Policy moves in mysterious ways. What seems outlandish one decade can become settled the next: abortion, legal homosexuality, civil unions, the whacking ban. Next the idea of investing in children and young people?
Test this against asset sales and a capital gains tax. Half a decade ago they were both assumed to be suicide notes by any government that did them.
But if John Key gets a second term he will sell just under half of four big state-owned enterprises. If he does that sensibly and not in the fire-sale way of 1986-92 — whatever price was offered was the “right” price and whoever offered that price was the “right” buyer, even if they then raped the assets, as some did — it is highly unlikely to be reversed by the next Labour-led government. Shareholding iwi, shareholding middle-ground voters and the cost will see to that.
Then if Labour leads the government after 2014 it will likely bring in a capital gains tax. If that is done sensibly, as in the South African model, which Labour is loosely following, a future National-led government is less likely to reverse it than use the wider taxing of income to reduce overall rates.
National and Labour this year have brought these two political ghosts out of the cupboard and invited voters to look through them.

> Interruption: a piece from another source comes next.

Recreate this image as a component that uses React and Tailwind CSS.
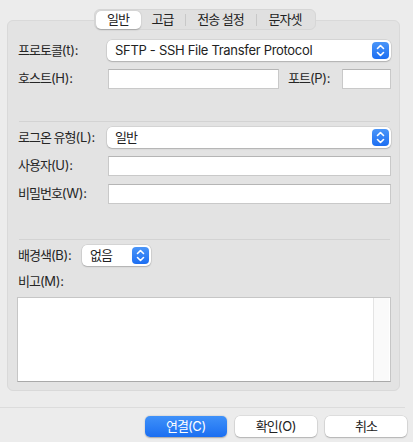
import React from "react";

const font = { fontFamily: 'Inter, "Noto Sans CJK KR", sans-serif' };

function T({ children }) {
  const parts = String(children).split(/([\u3131-\uD79D ]*[\u3131-\uD79D]+)/).filter((p) => p !== "");
  return (
    <>
      {parts.map((p, i) =>
        /[\u3131-\uD79D]/.test(p) ? (
          <span key={i} className="tracking-[-1px]">{p}</span>
        ) : (
          <span key={i} className="tracking-[-0.3px]">{p}</span>
        )
      )}
    </>
  );
}

function Stepper() {
  return (
    <div className="w-[17px] h-[17px] rounded-[4px] bg-gradient-to-b from-[#4a95f8] to-[#1c6ef2] flex items-center justify-center">
      <svg width="9" height="13" viewBox="0 0 9 13" fill="none" stroke="white" strokeWidth="1.6" strokeLinecap="round" strokeLinejoin="round">
        <path d="M1.5 4.5 L4.5 1.5 L7.5 4.5" />
        <path d="M1.5 8.5 L4.5 11.5 L7.5 8.5" />
      </svg>
    </div>
  );
}

function Popup({ text, className }) {
  return (
    <div className={"h-[21px] bg-white rounded-[5px] shadow-[0_0_0_0.5px_rgba(0,0,0,0.12),0_1px_1.5px_rgba(0,0,0,0.18)] flex items-center justify-between pl-[8px] pr-[2px] " + className}>
      <span className="text-[13px] text-[#222]"><T>{text}</T></span>
      <Stepper />
    </div>
  );
}

function Field({ className }) {
  return <div className={"h-[20px] bg-white border border-[#c9c9c9] border-t-[#b5b5b5] " + className} />;
}

function Label({ children, className = "" }) {
  return <div className={"text-[13px] text-[#262626] shrink-0 whitespace-nowrap " + className}><T>{children}</T></div>;
}

function Tab({ children, className = "" }) {
  return <div className={"flex items-center justify-center text-[13px] text-[#222] " + className}><T>{children}</T></div>;
}

export default function App() {
  return (
    <div style={font} className="w-[413px] h-[442px] bg-[#ececec] flex flex-col overflow-hidden">
      <div className="flex justify-center pt-[9px] pr-[4px] relative z-10 mb-[-10px]">
        <div className="flex items-center h-[21px] bg-[#e0e0e0] rounded-[6px] border border-[#d6d6d6] px-[1px]">
          <Tab className="h-[18px] w-[45px] bg-white rounded-[5px] shadow-[0_0.5px_1.5px_rgba(0,0,0,0.25)]">일반</Tab>
          <Tab className="w-[44px]">고급</Tab>
          <div className="w-px h-[12px] bg-[#c8c8c8]" />
          <Tab className="w-[70px]">전송 설정</Tab>
          <div className="w-px h-[12px] bg-[#c8c8c8]" />
          <Tab className="w-[57px]">문자셋</Tab>
        </div>
      </div>
      <div className="ml-[7px] w-[393px] h-[371px] bg-[#e3e3e3] border border-[#d9d9d9] rounded-[6px] pt-[19px] pl-[10px] pr-[8px] flex flex-col">
        <div className="flex items-center h-[21px]">
          <Label className="w-[89px]">프로토콜(t):</Label>
          <Popup text="SFTP - SSH File Transfer Protocol" className="flex-1" />
        </div>
        <div className="flex items-center h-[20px] mt-[8px]">
          <Label className="w-[90px]">호스트(H):</Label>
          <Field className="w-[171px]" />
          <Label className="ml-[9px] w-[54px]">포트(P):</Label>
          <Field className="flex-1" />
        </div>
        <div className="h-px bg-[#d3d3d3] mt-[32px] mx-[1px]" />
        <div className="flex items-center h-[21px] mt-[5px]">
          <Label className="w-[89px]">로그온 유형(L):</Label>
          <Popup text="일반" className="flex-1" />
        </div>
        <div className="flex items-center h-[20px] mt-[8px]">
          <Label className="w-[90px]">사용자(U):</Label>
          <Field className="flex-1" />
        </div>
        <div className="flex items-center h-[20px] mt-[8px]">
          <Label className="w-[90px]">비밀번호(W):</Label>
          <Field className="flex-1" />
        </div>
        <div className="h-px bg-[#d3d3d3] mt-[35px] mx-[1px]" />
        <div className="flex items-center h-[21px] mt-[5px]">
          <Label className="w-[64px]">배경색(B):</Label>
          <Popup text="없음" className="w-[69px]" />
        </div>
        <div className="h-[18px] mt-[7px] flex items-center">
          <Label>비고(M):</Label>
        </div>
        <div className="mt-[6px] -ml-[1px] h-[85px] bg-white border border-[#c6c6c6] border-b-[#a9a9a9] flex justify-end">
          <div className="w-[16px] h-full bg-[#fafafa] border-l border-[#e4e4e4] mr-[1px]" />
        </div>
      </div>
      <div className="h-px bg-[#dcdcdc] mt-[16px] mr-[8px]" />
      <div className="flex justify-end gap-[8px] pr-[6px] mt-[8px]">
        <div className="w-[82px] h-[21px] rounded-[5px] bg-gradient-to-b from-[#3f91f9] to-[#1a6ef1] shadow-[0_0.5px_1.5px_rgba(0,0,0,0.3)] flex items-center justify-center text-[13px] text-white"><T>연결(C)</T></div>
        <div className="w-[82px] h-[21px] rounded-[5px] bg-white shadow-[0_0_0_0.5px_rgba(0,0,0,0.12),0_1px_1.5px_rgba(0,0,0,0.2)] flex items-center justify-center text-[13px] text-[#222]"><T>확인(O)</T></div>
        <div className="w-[82px] h-[21px] rounded-[5px] bg-white shadow-[0_0_0_0.5px_rgba(0,0,0,0.12),0_1px_1.5px_rgba(0,0,0,0.2)] flex items-center justify-center text-[13px] text-[#222]"><T>취소</T></div>
      </div>
    </div>
  );
}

Labour will demonise asset selldowns this year. National will demonise capital gains tax. But the longer Labour has to argue the case that it is unfair that some people (notably well-off people) don’t pay tax on some of their income, the less middle-ground voters are likely fear it.
Labour has been gratified and National unsettled that a number of people who are not envy-socialists have backed Labour raising the issue and, some of them, backed its actual proposal. It will need a vote collapse this year clearly blamed on the policy to stop Labour pushing it at the 2014 election.
Decade by decade, the “mainstream” evolves. Treaty of Waitangi settlements are now mainstream. Over time elements of the WAI262 report will become mainstream.
A similar evolution might be under way for the idea of investing in children and young people to reduce current large inequalities of opportunity to become productive, taxpaying citizens.
An Otago University Wellington medical school symposium last week detailed the huge individual, social and economic loss from children not getting a healthy start. Those inequalities and inequities persist because most voters think of “health” as “fixing sickness” and demand a large, expensive “sickness industry” to fix it. Hospitals are revered; healthy eating is a nanny-state bore.
Some health inequalities — physical and mental deformities and disabilities, genetically determined conditions, damage from accidents — can’t be fixed, though intelligent policy can render them less disabling. But inequalities which stem from unhealthy houses, poor diet and poor or damaging parenting, all made more likely by poverty which makes good life choices harder, can be reduced. These inequalities are inequities.
The sickness industry is much more focused on costly end-of-life interventions — cutting people up and filling them with dangerous drugs — than start-of-life enabling of children to be healthier. The economic return on investment in the first two years of life is huge and in the last two years tiny.
The idea that “spending” on enabling a better life is “investment” is still not mainstream, though for more than a decade some officials and the odd politician have argued it. Social activists, as was evident at the symposium, are uncomfortable with the hard-edged thinking economics demands.
But is change coming? A sickness industry lobby, the Medical Association, co-sponsored the symposium.
And some younger Labour MPs are edging towards “investment” thinking as they rethink “social” policy, including health policy, to be “child-centred”. Some insiders think Paula Bennett’s “green paper” due soon might edge down that line.
Next note a report today by the New Zealand Institute on youth disadvantage. This counts the economic (and individual and social) waste and cost ($900 million a year) of young people not getting into paid work and/or going bad. New Zealand ranks badly in the OECD on this.
The institute proposes picking up an e-learning initiative already proven in a low-decile school to engage otherwise alienated young people and wants it “urgently and systematically” rolled out to all other low-decile schools. And it wants centrally-driven, systematic mechanisms to pilot youth through school and training into paid work.
The institute estimates its proposals would cost $200 million a year.
You might think baby-boomers, needing a strong workforce to pay their pensions, would think that reasonable. But it would require a shift from “cost” thinking to “investment” thinking.
Neither major party has made that shift yet. But there are signs both may be starting to. If so, in a decade we might be asking what took them so long.